#### To be done:
Search the data below for the string "this". Extract every line that contains it.

#### Data excerpts:
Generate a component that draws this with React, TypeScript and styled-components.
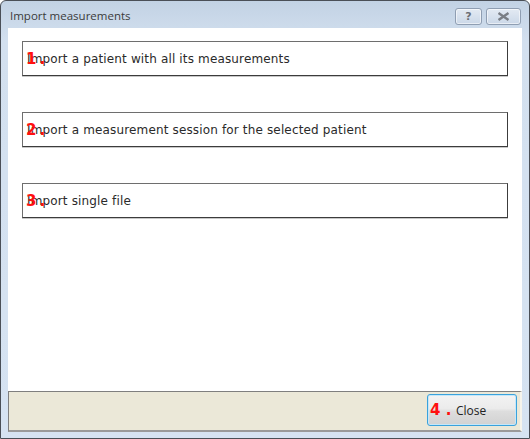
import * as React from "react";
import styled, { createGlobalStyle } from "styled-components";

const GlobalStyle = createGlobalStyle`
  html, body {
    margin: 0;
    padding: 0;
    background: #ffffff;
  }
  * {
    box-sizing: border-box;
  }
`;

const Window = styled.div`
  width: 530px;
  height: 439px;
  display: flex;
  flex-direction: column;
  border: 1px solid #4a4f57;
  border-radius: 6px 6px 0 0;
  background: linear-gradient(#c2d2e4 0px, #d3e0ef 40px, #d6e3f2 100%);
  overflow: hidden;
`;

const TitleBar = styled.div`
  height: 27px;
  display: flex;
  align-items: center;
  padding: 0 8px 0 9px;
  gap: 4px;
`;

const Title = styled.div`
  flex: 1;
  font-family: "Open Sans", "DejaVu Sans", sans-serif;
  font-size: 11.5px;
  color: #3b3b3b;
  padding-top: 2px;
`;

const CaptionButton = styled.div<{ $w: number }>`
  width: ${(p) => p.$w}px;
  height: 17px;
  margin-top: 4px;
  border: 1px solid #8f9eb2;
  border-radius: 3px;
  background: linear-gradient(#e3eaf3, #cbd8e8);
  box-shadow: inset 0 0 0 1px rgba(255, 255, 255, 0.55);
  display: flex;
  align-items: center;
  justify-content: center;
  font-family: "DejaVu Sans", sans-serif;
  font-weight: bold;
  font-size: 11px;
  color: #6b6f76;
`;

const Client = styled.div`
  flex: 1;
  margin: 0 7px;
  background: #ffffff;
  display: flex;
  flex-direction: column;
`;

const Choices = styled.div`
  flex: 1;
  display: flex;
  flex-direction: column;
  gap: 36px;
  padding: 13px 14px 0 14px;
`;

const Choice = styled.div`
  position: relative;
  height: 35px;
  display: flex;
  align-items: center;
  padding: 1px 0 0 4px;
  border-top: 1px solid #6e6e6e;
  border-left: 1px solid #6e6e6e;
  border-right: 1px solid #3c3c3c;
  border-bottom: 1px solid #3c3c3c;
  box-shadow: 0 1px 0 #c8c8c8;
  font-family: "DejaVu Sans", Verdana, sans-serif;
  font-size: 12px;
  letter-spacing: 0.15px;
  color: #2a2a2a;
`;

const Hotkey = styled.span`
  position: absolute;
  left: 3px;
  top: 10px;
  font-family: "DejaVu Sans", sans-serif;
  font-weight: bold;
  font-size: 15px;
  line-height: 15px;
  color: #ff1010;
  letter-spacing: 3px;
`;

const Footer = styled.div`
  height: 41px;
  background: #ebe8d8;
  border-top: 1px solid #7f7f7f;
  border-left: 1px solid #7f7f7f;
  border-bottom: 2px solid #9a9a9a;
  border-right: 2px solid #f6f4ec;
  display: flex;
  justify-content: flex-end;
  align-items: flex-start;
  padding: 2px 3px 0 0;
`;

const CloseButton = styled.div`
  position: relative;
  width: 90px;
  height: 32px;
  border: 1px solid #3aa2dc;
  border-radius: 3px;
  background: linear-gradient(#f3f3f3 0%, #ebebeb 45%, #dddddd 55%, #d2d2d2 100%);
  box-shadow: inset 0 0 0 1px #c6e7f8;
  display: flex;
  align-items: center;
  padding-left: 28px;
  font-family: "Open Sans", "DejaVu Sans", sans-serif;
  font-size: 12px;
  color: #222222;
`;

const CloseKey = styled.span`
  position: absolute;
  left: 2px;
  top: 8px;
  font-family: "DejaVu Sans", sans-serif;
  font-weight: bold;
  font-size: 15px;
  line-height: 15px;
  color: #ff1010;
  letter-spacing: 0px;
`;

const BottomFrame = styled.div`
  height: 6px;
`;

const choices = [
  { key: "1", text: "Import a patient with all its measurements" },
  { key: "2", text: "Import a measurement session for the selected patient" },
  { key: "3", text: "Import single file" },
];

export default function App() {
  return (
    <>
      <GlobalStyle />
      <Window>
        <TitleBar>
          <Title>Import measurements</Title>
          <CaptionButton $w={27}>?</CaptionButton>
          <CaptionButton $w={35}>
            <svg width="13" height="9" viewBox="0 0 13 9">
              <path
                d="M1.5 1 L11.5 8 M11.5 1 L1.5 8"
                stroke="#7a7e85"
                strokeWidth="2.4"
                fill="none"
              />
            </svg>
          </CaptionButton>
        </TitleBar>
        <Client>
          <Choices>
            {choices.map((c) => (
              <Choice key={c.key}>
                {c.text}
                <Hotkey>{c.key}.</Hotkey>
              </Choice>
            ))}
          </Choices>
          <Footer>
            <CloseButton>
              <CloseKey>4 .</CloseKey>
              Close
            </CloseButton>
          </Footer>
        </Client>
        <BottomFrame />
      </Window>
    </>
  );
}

--

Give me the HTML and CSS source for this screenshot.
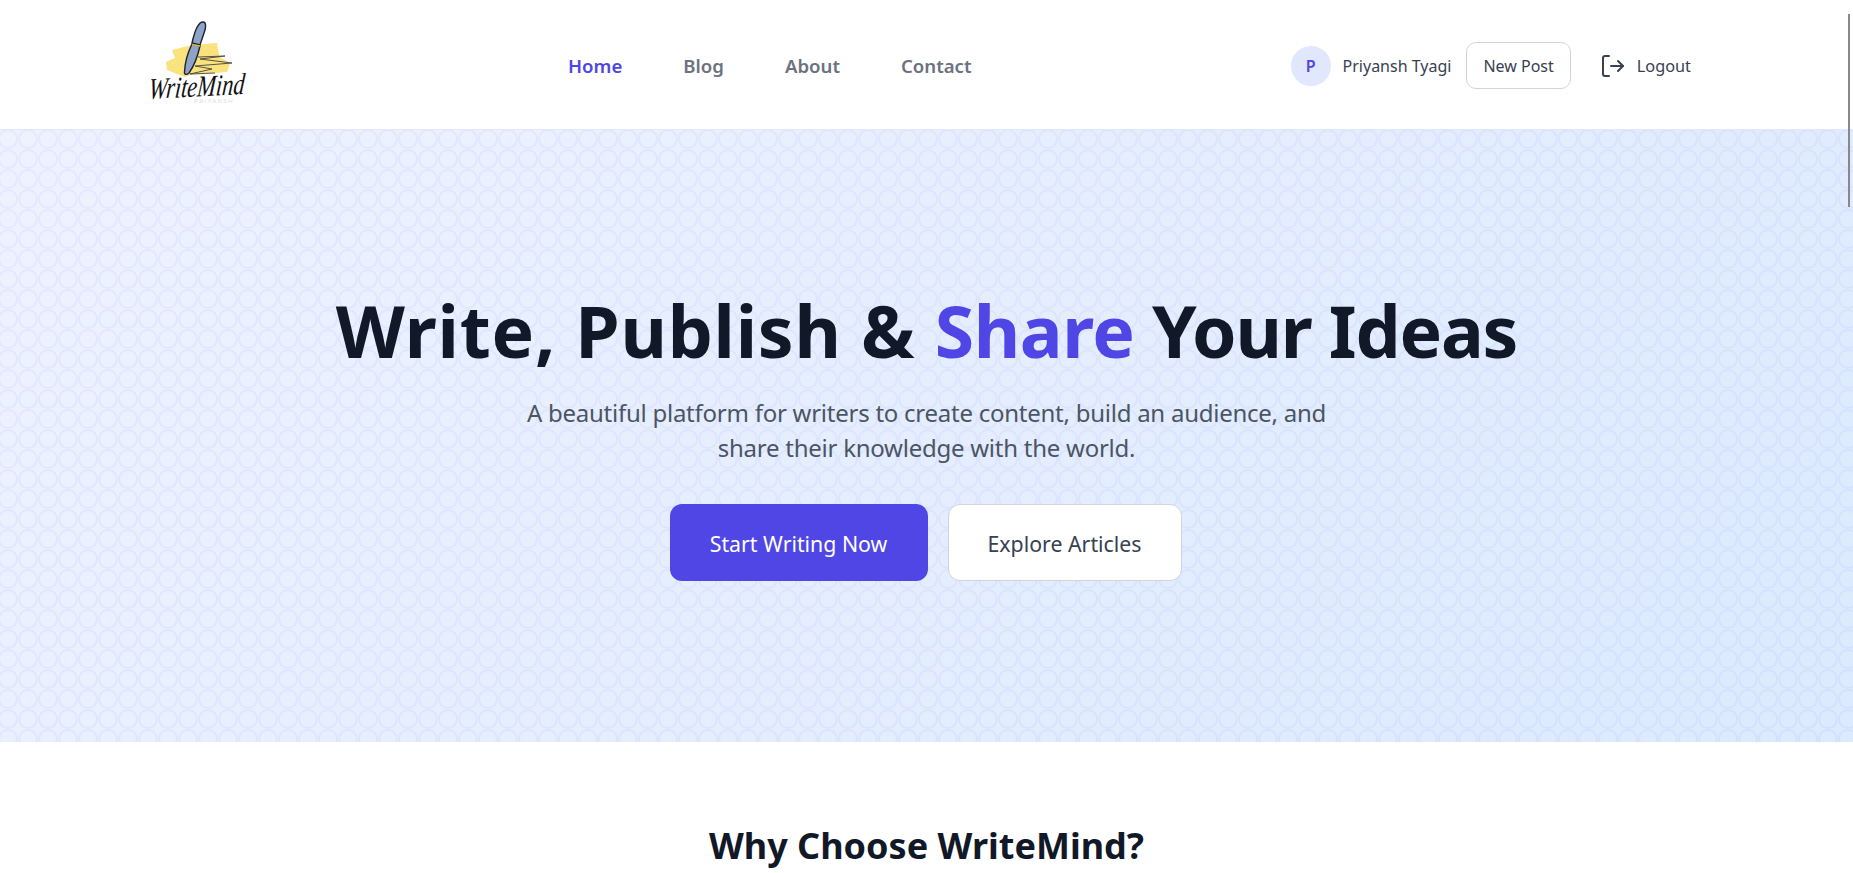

#### Reply:
Generate a component that draws this with React, TypeScript and styled-components.
Give me the HTML and CSS source for this screenshot.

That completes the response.